I fit the profile for most professional organizers: naturally good at organizing, enjoy helping people, like being my own boss. But one thing I suspect is different.
Although it wasn’t a thing at the time, my mom would today be diagnosed with Hoarding Disorder: buying and keeping a lot of things that weren’t needed, acquiring things until there’s no space left, great difficulty throwing out or letting go of possessions. My dad was a classic enabler: tolerating problematic behavior, avoiding conflict, sacrificing his own needs.
It got worse as the years passed. Entire rooms so full you couldn’t get past the threshold, just enough space in the hallway to walk side-ways, no car in the garage. By their eighties, my mom’s health forced my parents to move to a senior living facility, and my siblings and I had the task of liquidating a lifetime’s worth of accumulation.
I haven’t talked about it much because, honestly, I didn’t feel like being psychoanalyzed. She became an organizer because she grew up in a hoarder household kinda thing. Also, it wasn’t a part of my life I really wanted to revisit.
But, you know, I did become an organizer helping people declutter their homes. And I gotta say it feels pretty damn amazing. We throw the word transformation around a lot, but when you see someone’s whole countenance – body, mind, and spirit change because they have their home back – it’s truly life-changing.
I wish my parents could have known that experience.
There are plenty of statistics on how our mental and physical health is affected by the clutter around us. Looking back, I can see how I was affected by the condition of the house. But more important the condition of my mom. She struggled most of her adult life with health issues and was in constant pain. I mostly remember my mom as someone who was disappointed, irritated, and unhappy.

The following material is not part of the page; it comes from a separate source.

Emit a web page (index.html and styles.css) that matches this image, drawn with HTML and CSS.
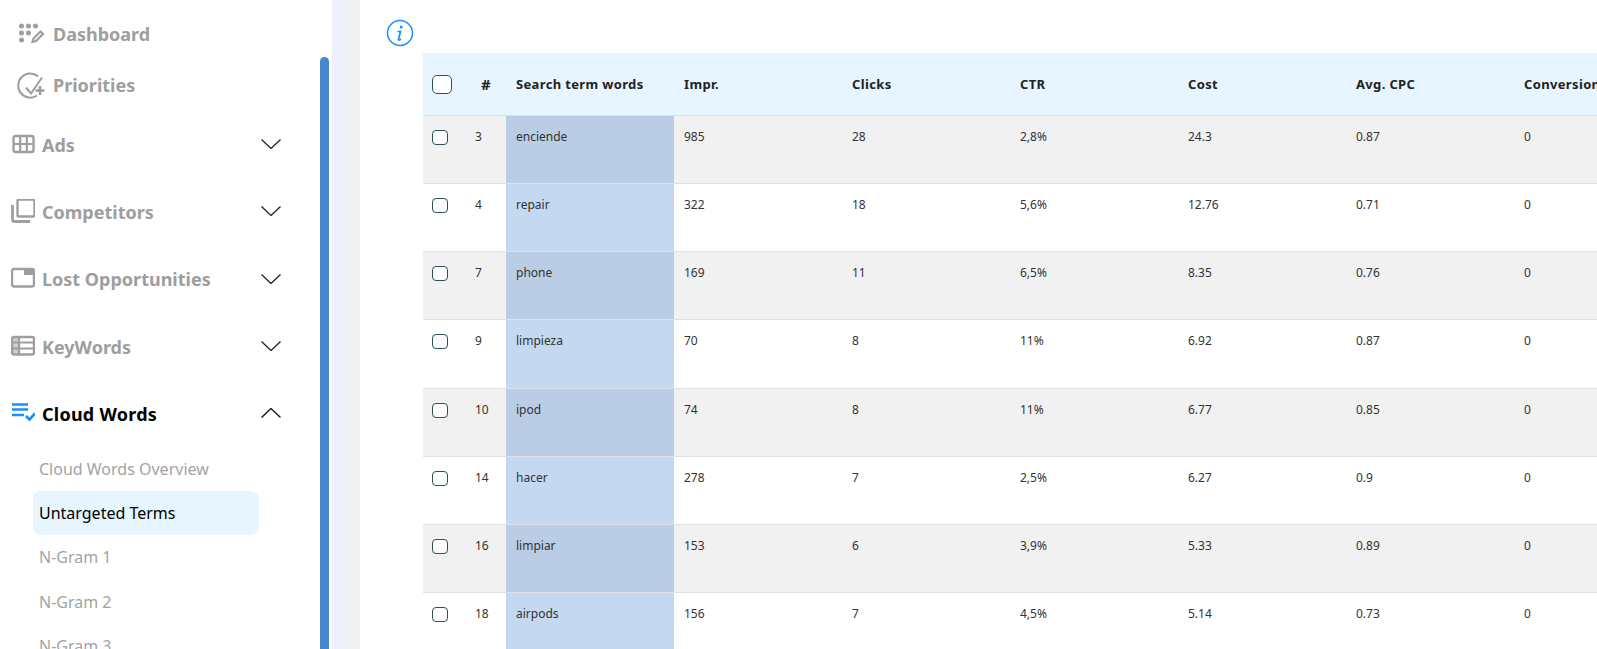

I don’t think people are born with Hoarding Disorder. Life and trauma happen, and people cope the best way they can. Was it because she grew up poor in the Depression or experienced a world war? Maybe, but I think that’s too simple an answer. I will never know all the things that happened to my mom to cause her to cling to things so desperately, but she must have hurt tremendously.
I do not take clients with Hoarding Disorder. I’m not qualified to help them in the way they really need. And, truthfully, it’s too close to home. But, often when I’m seeing a home for the first time a new client will refer to themselves as a hoarder out of shame or embarrassment. I smile and reassure them that this is not the case. They are just people who got out of balance and want help getting back on track. They wouldn’t have hired an organizer if they weren’t ready. It’s all good. Help is on the way. And I mean it.
Underneath my mom’s pain was a remarkable woman. When she was distracted from life her sharp sense of humor would light up a room. She was beautiful, smart, tenacious, super creative, and loved me as best she could.
One of my superpowers is being able to walk into a cluttered space and see it done – decluttered, organized, peaceful, beautiful. I can reimagine my childhood home clutter-free and my mom as her best self. I like those images.
I guess I don’t care why I became an organizer, or why it feels so good to help people get rid of their stuff, or why those moments of transformation mean so much to me. I’ve had a lot of therapy and counseling in my life. I can guess the why.
What matters is that I get to help people experience what my parents couldn’t. As an organizer, I bring the promise of transformation. A new day. A fresh start. That’s no insignificant gift. A gift for me and my clients.